*Dataset section:*
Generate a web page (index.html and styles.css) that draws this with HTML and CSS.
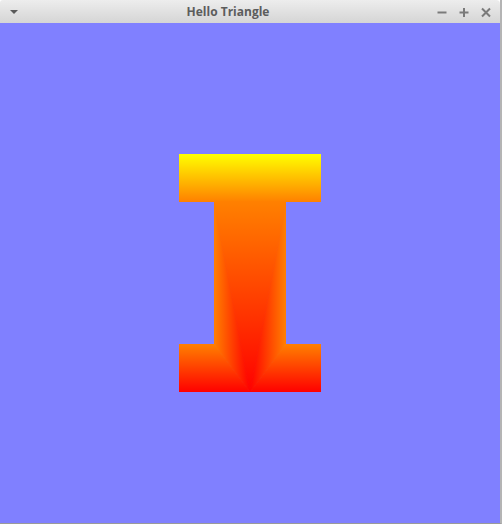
FILE: index.html
```html
<!DOCTYPE html>
<html>
<head>
<meta charset="utf-8">
<title>Hello Triangle</title>
<link rel="stylesheet" href="styles.css">
</head>
<body>
<div class="window">
  <div class="titlebar">
    <div class="menu"><span class="menu-arrow"></span></div>
    <span class="title">Hello Triangle</span>
    <div class="controls">
      <svg class="ctl" width="12" height="12" viewBox="0 0 12 12"><path d="M1.5 6.5h9" stroke="#7a7a7a" stroke-width="2"/></svg>
      <svg class="ctl" width="12" height="12" viewBox="0 0 12 12"><path d="M1.5 6.5h9M6 2v9" stroke="#7a7a7a" stroke-width="2"/></svg>
      <svg class="ctl" width="12" height="12" viewBox="0 0 12 12"><path d="M2 2.5l8 8M10 2.5l-8 8" stroke="#7a7a7a" stroke-width="2"/></svg>
    </div>
  </div>
  <div class="viewport">
    <svg class="scene" width="500" height="500" viewBox="0 0 500 500">
      <defs>
        <clipPath id="ishape">
          <path d="M179 131H321V179H286V321H321V369H179V321H214V179H179Z"/>
        </clipPath>
        <linearGradient id="gTop" gradientUnits="userSpaceOnUse" x1="0" y1="131" x2="0" y2="179">
          <stop offset="0" stop-color="#ffff00"/><stop offset="1" stop-color="#ff8000"/>
        </linearGradient>
        <linearGradient id="gMid" gradientUnits="userSpaceOnUse" x1="0" y1="179" x2="0" y2="369">
          <stop offset="0" stop-color="#ff8000"/><stop offset="1" stop-color="#ff0000"/>
        </linearGradient>
        <linearGradient id="gBot" gradientUnits="userSpaceOnUse" x1="0" y1="321" x2="0" y2="369">
          <stop offset="0" stop-color="#ff8000"/><stop offset="1" stop-color="#ff0000"/>
        </linearGradient>
        <linearGradient id="gLeft" gradientUnits="userSpaceOnUse" x1="214" y1="0" x2="250" y2="0">
          <stop offset="0" stop-color="#ff8000"/><stop offset="1" stop-color="#ff0000"/>
        </linearGradient>
        <linearGradient id="gRight" gradientUnits="userSpaceOnUse" x1="286" y1="0" x2="250" y2="0">
          <stop offset="0" stop-color="#ff8000"/><stop offset="1" stop-color="#ff0000"/>
        </linearGradient>
      </defs>
      <g clip-path="url(#ishape)" stroke-width="1" stroke-linejoin="round">
        <polygon points="179,131 321,131 321,179 179,179" fill="url(#gTop)" stroke="url(#gTop)"/>
        <polygon points="179,321 214,321 250,369 179,369" fill="url(#gBot)" stroke="url(#gBot)"/>
        <polygon points="286,321 321,321 321,369 250,369" fill="url(#gBot)" stroke="url(#gBot)"/>
        <polygon points="250,369 214,321 214,179" fill="url(#gLeft)" stroke="url(#gLeft)"/>
        <polygon points="250,369 286,179 286,321" fill="url(#gRight)" stroke="url(#gRight)"/>
        <polygon points="250,369 214,179 286,179" fill="url(#gMid)" stroke="url(#gMid)"/>
      </g>
    </svg>
  </div>
</div>
</body>
</html>
```
FILE: styles.css
```css
html, body {
  margin: 0;
  padding: 0;
  background: #ffffff;
}

.window {
  width: 500px;
  height: 523px;
  border-right: 2px solid #b4b4b4;
  border-bottom: 1px solid #9a9a9a;
  display: flex;
  flex-direction: column;
}

.titlebar {
  height: 23px;
  flex: none;
  display: flex;
  align-items: center;
  background: linear-gradient(#ededed, #d5d5d5);
  border-top-left-radius: 3px;
  border-top-right-radius: 4px;
  font-family: "Open Sans", "Noto Sans", sans-serif;
}

.menu {
  width: 20px;
  flex: none;
  box-sizing: border-box;
  padding-left: 10px;
  padding-top: 1px;
  display: flex;
}

.menu-arrow {
  width: 0;
  height: 0;
  border-left: 4px solid transparent;
  border-right: 4px solid transparent;
  border-top: 4px solid #5a5a5a;
}

.title {
  flex: 1;
  text-align: center;
  font-weight: bold;
  font-size: 12px;
  color: #5c5c5c;
}

.controls {
  flex: none;
  display: flex;
  gap: 10px;
  padding-right: 8px;
}

.ctl {
  display: block;
}

.viewport {
  flex: 1;
  background: #8080ff;
}

.scene {
  display: block;
}
```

*Problem to solve:*
Set down the material above as is, without any pictures.

*Full solution:*
Generate a web page (index.html and styles.css) that draws this with HTML and CSS.
FILE: index.html
```html
<!DOCTYPE html>
<html>
<head>
<meta charset="utf-8">
<title>Hello Triangle</title>
<link rel="stylesheet" href="styles.css">
</head>
<body>
<div class="window">
  <div class="titlebar">
    <div class="menu"><span class="menu-arrow"></span></div>
    <span class="title">Hello Triangle</span>
    <div class="controls">
      <svg class="ctl" width="12" height="12" viewBox="0 0 12 12"><path d="M1.5 6.5h9" stroke="#7a7a7a" stroke-width="2"/></svg>
      <svg class="ctl" width="12" height="12" viewBox="0 0 12 12"><path d="M1.5 6.5h9M6 2v9" stroke="#7a7a7a" stroke-width="2"/></svg>
      <svg class="ctl" width="12" height="12" viewBox="0 0 12 12"><path d="M2 2.5l8 8M10 2.5l-8 8" stroke="#7a7a7a" stroke-width="2"/></svg>
    </div>
  </div>
  <div class="viewport">
    <svg class="scene" width="500" height="500" viewBox="0 0 500 500">
      <defs>
        <clipPath id="ishape">
          <path d="M179 131H321V179H286V321H321V369H179V321H214V179H179Z"/>
        </clipPath>
        <linearGradient id="gTop" gradientUnits="userSpaceOnUse" x1="0" y1="131" x2="0" y2="179">
          <stop offset="0" stop-color="#ffff00"/><stop offset="1" stop-color="#ff8000"/>
        </linearGradient>
        <linearGradient id="gMid" gradientUnits="userSpaceOnUse" x1="0" y1="179" x2="0" y2="369">
          <stop offset="0" stop-color="#ff8000"/><stop offset="1" stop-color="#ff0000"/>
        </linearGradient>
        <linearGradient id="gBot" gradientUnits="userSpaceOnUse" x1="0" y1="321" x2="0" y2="369">
          <stop offset="0" stop-color="#ff8000"/><stop offset="1" stop-color="#ff0000"/>
        </linearGradient>
        <linearGradient id="gLeft" gradientUnits="userSpaceOnUse" x1="214" y1="0" x2="250" y2="0">
          <stop offset="0" stop-color="#ff8000"/><stop offset="1" stop-color="#ff0000"/>
        </linearGradient>
        <linearGradient id="gRight" gradientUnits="userSpaceOnUse" x1="286" y1="0" x2="250" y2="0">
          <stop offset="0" stop-color="#ff8000"/><stop offset="1" stop-color="#ff0000"/>
        </linearGradient>
      </defs>
      <g clip-path="url(#ishape)" stroke-width="1" stroke-linejoin="round">
        <polygon points="179,131 321,131 321,179 179,179" fill="url(#gTop)" stroke="url(#gTop)"/>
        <polygon points="179,321 214,321 250,369 179,369" fill="url(#gBot)" stroke="url(#gBot)"/>
        <polygon points="286,321 321,321 321,369 250,369" fill="url(#gBot)" stroke="url(#gBot)"/>
        <polygon points="250,369 214,321 214,179" fill="url(#gLeft)" stroke="url(#gLeft)"/>
        <polygon points="250,369 286,179 286,321" fill="url(#gRight)" stroke="url(#gRight)"/>
        <polygon points="250,369 214,179 286,179" fill="url(#gMid)" stroke="url(#gMid)"/>
      </g>
    </svg>
  </div>
</div>
</body>
</html>
```
FILE: styles.css
```css
html, body {
  margin: 0;
  padding: 0;
  background: #ffffff;
}

.window {
  width: 500px;
  height: 523px;
  border-right: 2px solid #b4b4b4;
  border-bottom: 1px solid #9a9a9a;
  display: flex;
  flex-direction: column;
}

.titlebar {
  height: 23px;
  flex: none;
  display: flex;
  align-items: center;
  background: linear-gradient(#ededed, #d5d5d5);
  border-top-left-radius: 3px;
  border-top-right-radius: 4px;
  font-family: "Open Sans", "Noto Sans", sans-serif;
}

.menu {
  width: 20px;
  flex: none;
  box-sizing: border-box;
  padding-left: 10px;
  padding-top: 1px;
  display: flex;
}

.menu-arrow {
  width: 0;
  height: 0;
  border-left: 4px solid transparent;
  border-right: 4px solid transparent;
  border-top: 4px solid #5a5a5a;
}

.title {
  flex: 1;
  text-align: center;
  font-weight: bold;
  font-size: 12px;
  color: #5c5c5c;
}

.controls {
  flex: none;
  display: flex;
  gap: 10px;
  padding-right: 8px;
}

.ctl {
  display: block;
}

.viewport {
  flex: 1;
  background: #8080ff;
}

.scene {
  display: block;
}
```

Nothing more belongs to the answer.